● Set problem:
Pick out each line in these entries that contains the string "TypeScript".

● Data listing:
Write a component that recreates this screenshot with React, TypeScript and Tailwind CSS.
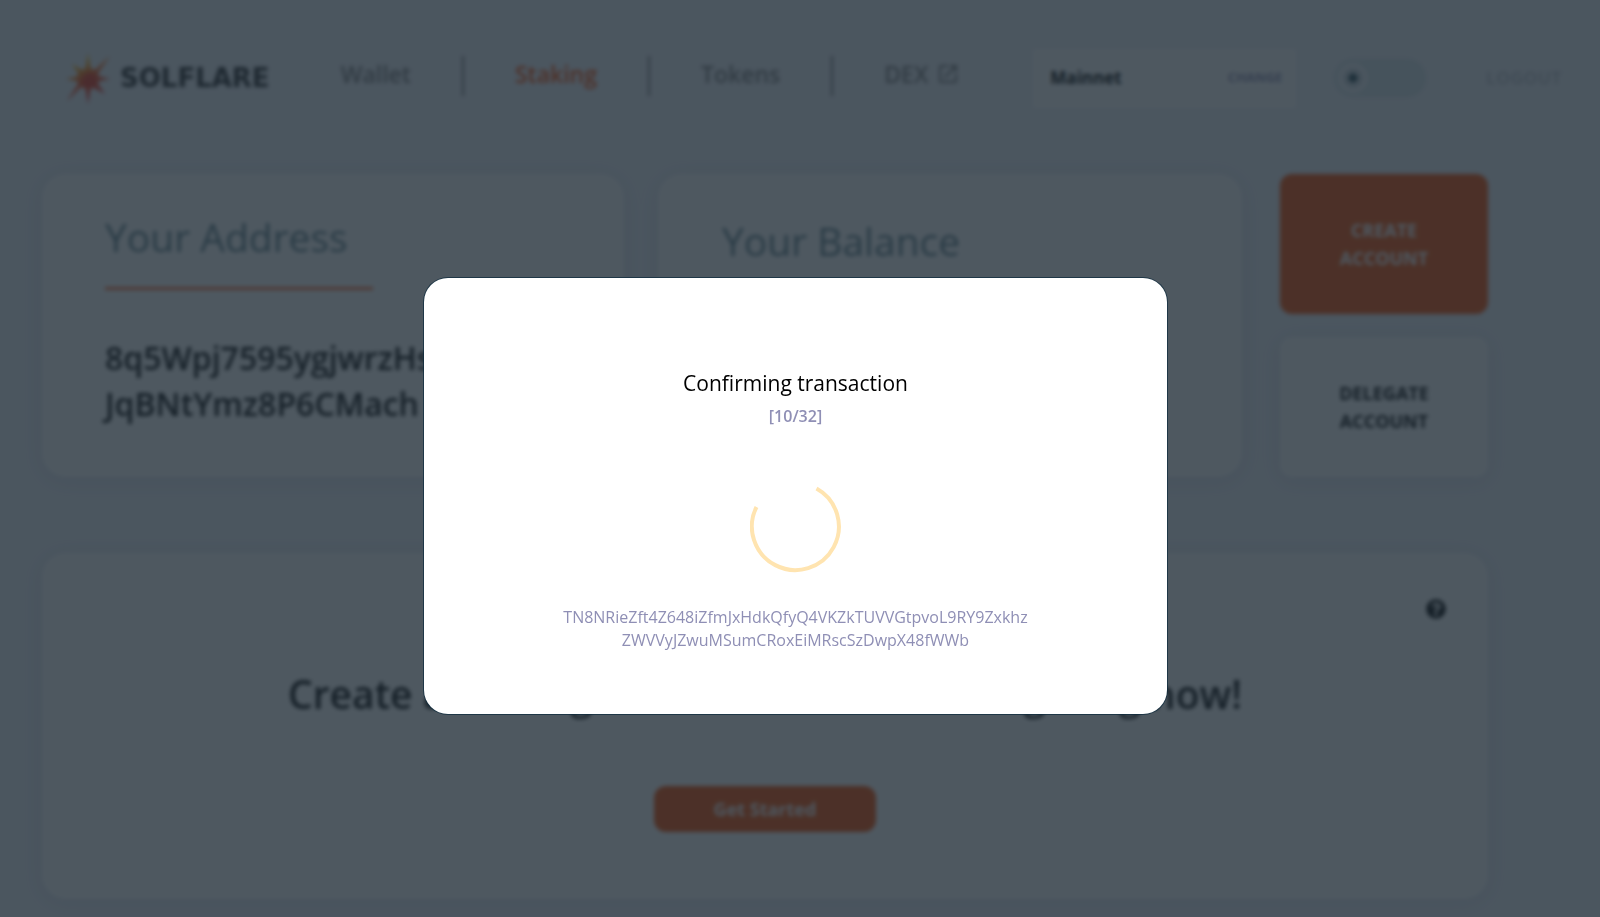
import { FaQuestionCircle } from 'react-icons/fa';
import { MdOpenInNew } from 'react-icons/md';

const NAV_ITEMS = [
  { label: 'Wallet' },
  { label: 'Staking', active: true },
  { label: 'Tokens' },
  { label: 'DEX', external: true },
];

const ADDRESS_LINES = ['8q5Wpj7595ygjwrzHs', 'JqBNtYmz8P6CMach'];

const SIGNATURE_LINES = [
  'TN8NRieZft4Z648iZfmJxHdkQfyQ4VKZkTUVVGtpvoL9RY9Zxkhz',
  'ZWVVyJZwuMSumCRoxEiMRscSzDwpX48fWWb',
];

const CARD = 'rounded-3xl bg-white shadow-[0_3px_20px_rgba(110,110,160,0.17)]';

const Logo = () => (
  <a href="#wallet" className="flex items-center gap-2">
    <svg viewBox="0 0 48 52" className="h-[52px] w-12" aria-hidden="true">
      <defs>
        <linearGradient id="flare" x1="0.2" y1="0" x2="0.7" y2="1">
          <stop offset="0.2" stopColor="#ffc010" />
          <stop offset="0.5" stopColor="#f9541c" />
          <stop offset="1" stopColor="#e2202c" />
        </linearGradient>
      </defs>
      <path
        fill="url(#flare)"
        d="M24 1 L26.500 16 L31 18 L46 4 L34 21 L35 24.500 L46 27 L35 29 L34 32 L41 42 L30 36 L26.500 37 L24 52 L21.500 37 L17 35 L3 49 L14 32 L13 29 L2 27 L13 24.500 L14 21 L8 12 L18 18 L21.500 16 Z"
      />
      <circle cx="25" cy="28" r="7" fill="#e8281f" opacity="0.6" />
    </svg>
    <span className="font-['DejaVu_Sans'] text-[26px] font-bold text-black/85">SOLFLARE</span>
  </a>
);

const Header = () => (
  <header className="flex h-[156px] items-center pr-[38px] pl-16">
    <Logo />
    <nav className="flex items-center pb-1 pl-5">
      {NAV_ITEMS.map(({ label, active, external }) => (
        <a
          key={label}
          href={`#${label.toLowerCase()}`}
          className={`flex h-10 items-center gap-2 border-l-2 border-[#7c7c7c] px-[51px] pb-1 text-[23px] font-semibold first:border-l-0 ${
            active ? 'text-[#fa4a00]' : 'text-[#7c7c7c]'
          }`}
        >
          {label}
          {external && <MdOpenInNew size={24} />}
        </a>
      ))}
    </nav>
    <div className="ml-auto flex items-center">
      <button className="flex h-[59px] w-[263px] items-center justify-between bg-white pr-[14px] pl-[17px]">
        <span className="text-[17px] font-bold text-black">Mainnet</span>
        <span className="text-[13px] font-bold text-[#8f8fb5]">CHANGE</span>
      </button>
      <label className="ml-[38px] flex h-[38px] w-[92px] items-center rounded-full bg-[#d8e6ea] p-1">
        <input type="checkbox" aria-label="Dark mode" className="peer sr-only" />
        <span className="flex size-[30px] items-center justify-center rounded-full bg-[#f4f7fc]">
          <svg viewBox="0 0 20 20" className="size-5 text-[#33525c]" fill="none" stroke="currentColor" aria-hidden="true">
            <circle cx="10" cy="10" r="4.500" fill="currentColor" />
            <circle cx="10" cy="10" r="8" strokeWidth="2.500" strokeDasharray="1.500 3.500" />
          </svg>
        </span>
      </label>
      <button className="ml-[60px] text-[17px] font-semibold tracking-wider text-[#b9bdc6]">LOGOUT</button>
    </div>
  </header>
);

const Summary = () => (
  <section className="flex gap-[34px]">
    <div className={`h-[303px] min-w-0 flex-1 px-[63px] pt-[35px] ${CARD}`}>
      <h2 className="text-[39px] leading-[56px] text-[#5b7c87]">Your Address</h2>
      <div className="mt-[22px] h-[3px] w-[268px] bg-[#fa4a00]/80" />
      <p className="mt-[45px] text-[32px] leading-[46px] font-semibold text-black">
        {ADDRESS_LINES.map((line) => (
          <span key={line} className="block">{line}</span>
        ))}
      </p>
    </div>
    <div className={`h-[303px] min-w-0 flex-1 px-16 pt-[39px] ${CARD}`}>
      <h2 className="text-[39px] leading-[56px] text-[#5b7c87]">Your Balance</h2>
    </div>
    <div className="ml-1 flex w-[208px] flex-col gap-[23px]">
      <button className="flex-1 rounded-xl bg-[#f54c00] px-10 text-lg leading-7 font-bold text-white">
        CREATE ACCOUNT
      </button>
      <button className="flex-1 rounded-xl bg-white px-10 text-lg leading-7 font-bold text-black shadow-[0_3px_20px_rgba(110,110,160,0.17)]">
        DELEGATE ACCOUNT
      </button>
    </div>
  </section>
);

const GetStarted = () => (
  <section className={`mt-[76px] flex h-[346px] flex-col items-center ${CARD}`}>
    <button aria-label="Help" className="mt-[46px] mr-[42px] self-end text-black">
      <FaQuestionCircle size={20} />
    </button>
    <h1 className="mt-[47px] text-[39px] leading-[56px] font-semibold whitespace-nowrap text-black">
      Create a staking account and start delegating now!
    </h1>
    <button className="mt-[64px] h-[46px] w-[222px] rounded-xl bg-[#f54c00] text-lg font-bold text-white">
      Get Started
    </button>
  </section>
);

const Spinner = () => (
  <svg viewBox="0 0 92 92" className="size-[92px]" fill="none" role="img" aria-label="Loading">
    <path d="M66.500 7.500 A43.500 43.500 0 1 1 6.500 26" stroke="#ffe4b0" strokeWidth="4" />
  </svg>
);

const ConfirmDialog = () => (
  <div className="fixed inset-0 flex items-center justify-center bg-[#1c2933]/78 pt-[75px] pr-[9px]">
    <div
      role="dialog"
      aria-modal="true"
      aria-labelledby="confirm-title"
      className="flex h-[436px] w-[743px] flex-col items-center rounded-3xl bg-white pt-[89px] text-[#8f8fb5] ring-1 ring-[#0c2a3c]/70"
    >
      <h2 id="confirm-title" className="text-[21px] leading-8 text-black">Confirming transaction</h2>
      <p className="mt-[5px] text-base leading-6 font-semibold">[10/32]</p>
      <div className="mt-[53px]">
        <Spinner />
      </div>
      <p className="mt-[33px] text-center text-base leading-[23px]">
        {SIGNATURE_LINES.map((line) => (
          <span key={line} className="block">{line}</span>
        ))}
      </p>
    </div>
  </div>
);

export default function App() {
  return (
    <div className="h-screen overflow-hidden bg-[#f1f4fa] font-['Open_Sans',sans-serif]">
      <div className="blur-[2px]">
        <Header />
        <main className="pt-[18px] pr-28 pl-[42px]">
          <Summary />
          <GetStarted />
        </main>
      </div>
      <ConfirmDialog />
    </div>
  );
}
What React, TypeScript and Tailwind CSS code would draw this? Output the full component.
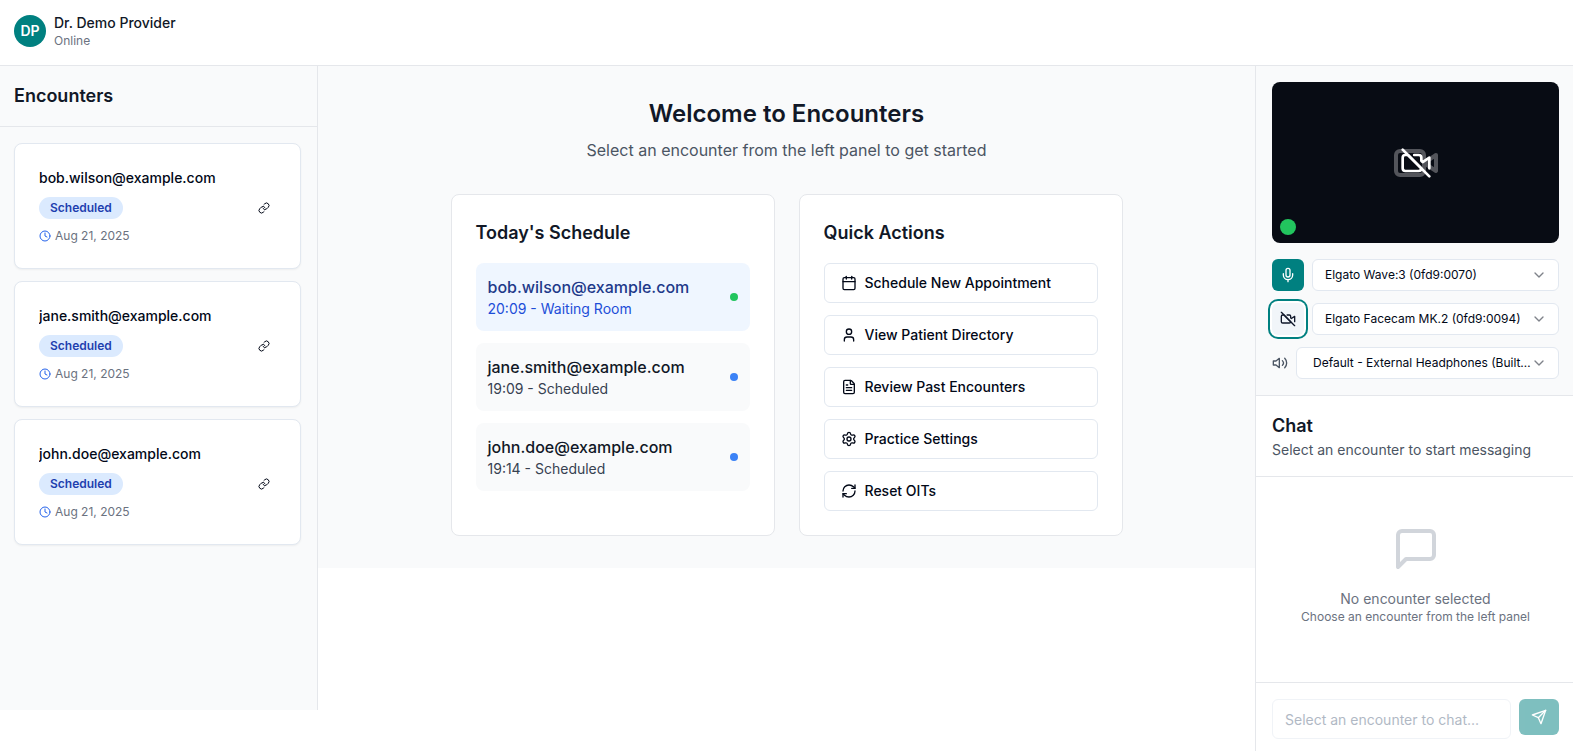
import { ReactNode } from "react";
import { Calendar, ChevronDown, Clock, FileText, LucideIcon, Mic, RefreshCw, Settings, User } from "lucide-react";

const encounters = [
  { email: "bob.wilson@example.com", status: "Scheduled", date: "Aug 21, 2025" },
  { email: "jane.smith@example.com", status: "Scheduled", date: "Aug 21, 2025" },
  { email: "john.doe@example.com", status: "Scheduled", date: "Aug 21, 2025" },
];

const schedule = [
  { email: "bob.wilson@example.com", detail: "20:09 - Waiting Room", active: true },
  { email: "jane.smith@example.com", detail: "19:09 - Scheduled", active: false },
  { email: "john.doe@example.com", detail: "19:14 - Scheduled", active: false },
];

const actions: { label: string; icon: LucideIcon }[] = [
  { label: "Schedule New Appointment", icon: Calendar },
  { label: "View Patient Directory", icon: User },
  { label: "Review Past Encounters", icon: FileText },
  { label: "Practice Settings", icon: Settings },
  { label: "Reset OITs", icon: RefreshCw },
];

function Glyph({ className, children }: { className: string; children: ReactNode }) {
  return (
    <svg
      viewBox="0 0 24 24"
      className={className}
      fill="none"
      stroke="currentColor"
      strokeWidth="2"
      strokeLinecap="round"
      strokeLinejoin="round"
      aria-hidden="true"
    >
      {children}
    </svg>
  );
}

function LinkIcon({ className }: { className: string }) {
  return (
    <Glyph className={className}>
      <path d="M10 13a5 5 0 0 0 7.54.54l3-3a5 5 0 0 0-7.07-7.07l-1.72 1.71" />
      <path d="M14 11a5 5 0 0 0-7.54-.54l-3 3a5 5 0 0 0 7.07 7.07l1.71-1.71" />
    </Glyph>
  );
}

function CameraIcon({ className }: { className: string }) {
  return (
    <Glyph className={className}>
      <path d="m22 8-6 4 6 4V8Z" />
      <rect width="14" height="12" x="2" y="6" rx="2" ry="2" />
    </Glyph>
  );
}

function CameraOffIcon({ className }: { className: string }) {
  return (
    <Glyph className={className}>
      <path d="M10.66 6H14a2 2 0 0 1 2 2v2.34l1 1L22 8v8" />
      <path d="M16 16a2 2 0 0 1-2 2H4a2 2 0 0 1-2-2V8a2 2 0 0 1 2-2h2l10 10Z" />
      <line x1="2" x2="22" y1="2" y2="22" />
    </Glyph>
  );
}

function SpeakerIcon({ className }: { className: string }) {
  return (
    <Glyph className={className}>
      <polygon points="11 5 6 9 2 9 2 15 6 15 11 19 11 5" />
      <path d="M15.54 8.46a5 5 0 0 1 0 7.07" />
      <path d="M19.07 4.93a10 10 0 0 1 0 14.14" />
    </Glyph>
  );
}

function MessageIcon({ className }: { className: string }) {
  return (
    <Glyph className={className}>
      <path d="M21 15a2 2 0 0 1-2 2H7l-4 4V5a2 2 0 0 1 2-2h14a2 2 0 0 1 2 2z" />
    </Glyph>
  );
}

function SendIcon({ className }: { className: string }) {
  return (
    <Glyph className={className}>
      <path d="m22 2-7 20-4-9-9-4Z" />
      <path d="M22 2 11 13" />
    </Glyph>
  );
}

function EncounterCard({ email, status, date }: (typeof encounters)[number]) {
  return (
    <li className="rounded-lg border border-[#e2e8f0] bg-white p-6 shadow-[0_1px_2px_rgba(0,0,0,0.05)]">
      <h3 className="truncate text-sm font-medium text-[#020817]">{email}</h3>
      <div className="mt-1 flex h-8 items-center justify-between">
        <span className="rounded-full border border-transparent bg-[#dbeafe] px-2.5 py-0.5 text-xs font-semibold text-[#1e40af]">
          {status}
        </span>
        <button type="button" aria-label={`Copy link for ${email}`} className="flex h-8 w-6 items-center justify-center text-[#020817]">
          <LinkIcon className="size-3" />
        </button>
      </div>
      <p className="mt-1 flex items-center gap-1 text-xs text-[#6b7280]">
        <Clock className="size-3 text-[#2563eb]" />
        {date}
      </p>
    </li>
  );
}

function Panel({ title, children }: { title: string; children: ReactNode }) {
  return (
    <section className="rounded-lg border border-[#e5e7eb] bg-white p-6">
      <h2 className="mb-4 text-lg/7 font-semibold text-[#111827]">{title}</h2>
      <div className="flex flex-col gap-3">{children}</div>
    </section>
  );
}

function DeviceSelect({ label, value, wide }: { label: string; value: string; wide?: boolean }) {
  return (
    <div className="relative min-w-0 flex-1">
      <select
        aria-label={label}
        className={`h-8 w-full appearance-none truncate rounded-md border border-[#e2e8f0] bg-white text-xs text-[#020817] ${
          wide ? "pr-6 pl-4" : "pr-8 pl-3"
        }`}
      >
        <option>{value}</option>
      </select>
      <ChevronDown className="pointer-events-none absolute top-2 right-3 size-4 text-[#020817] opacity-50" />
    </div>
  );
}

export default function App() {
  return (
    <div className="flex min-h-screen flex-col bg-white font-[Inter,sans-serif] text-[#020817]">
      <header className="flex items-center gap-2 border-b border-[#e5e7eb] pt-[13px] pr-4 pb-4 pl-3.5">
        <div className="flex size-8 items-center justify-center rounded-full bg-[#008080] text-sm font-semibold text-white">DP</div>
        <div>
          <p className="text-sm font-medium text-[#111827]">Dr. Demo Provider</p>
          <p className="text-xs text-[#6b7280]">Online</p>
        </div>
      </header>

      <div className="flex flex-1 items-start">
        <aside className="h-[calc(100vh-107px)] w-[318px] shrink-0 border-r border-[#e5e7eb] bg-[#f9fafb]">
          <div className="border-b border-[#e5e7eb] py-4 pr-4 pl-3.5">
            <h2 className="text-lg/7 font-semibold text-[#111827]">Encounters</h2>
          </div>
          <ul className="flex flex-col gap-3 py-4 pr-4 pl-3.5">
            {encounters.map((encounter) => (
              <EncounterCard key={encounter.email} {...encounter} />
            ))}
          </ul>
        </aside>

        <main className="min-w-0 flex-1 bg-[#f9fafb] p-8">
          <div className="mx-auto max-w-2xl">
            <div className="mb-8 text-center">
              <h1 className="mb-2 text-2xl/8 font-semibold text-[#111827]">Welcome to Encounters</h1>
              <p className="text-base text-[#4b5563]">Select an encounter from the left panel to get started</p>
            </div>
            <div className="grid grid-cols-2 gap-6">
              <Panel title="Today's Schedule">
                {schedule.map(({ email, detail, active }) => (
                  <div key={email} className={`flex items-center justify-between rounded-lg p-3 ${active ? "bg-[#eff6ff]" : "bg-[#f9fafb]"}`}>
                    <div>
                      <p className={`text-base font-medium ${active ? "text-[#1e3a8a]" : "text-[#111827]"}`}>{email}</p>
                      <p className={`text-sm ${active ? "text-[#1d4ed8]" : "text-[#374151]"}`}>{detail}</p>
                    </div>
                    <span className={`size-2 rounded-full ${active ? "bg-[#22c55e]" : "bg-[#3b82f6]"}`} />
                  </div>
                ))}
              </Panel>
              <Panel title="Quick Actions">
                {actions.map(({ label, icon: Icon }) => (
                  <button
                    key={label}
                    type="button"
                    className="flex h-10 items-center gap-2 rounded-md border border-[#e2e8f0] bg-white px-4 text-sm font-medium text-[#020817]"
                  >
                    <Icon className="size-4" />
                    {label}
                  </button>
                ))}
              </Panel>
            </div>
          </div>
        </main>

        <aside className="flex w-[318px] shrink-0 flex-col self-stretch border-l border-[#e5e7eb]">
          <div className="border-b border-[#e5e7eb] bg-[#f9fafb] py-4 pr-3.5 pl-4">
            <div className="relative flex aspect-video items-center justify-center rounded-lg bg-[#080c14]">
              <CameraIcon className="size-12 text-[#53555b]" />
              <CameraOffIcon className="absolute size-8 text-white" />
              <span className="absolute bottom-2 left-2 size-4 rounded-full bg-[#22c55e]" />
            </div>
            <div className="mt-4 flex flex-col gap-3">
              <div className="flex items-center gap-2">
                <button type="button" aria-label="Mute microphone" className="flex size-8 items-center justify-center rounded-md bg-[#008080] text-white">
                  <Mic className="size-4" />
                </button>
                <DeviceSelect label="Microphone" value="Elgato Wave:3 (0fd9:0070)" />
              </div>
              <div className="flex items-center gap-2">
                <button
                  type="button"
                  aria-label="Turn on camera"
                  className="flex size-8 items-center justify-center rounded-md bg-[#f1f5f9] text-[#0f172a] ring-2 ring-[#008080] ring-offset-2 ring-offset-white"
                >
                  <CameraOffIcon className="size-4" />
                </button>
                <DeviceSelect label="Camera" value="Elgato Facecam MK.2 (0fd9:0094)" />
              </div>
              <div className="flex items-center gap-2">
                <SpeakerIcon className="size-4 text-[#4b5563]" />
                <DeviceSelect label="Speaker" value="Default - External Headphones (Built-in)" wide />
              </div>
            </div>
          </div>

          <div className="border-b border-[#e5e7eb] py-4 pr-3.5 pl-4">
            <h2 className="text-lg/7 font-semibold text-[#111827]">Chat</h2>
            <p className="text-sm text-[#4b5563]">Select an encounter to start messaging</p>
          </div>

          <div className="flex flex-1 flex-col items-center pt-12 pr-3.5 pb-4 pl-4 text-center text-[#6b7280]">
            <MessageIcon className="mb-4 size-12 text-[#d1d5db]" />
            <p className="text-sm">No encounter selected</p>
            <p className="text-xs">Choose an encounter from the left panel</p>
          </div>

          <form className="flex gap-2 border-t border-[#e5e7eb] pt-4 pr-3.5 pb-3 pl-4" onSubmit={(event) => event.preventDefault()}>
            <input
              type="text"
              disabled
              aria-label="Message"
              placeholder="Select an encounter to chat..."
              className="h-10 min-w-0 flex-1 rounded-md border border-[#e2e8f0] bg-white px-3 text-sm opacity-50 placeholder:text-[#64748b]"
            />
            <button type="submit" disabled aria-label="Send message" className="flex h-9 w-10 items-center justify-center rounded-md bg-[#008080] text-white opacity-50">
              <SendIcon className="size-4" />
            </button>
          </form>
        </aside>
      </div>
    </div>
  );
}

● The answer:
Write a component that recreates this screenshot with React, TypeScript and Tailwind CSS.
What React, TypeScript and Tailwind CSS code would draw this? Output the full component.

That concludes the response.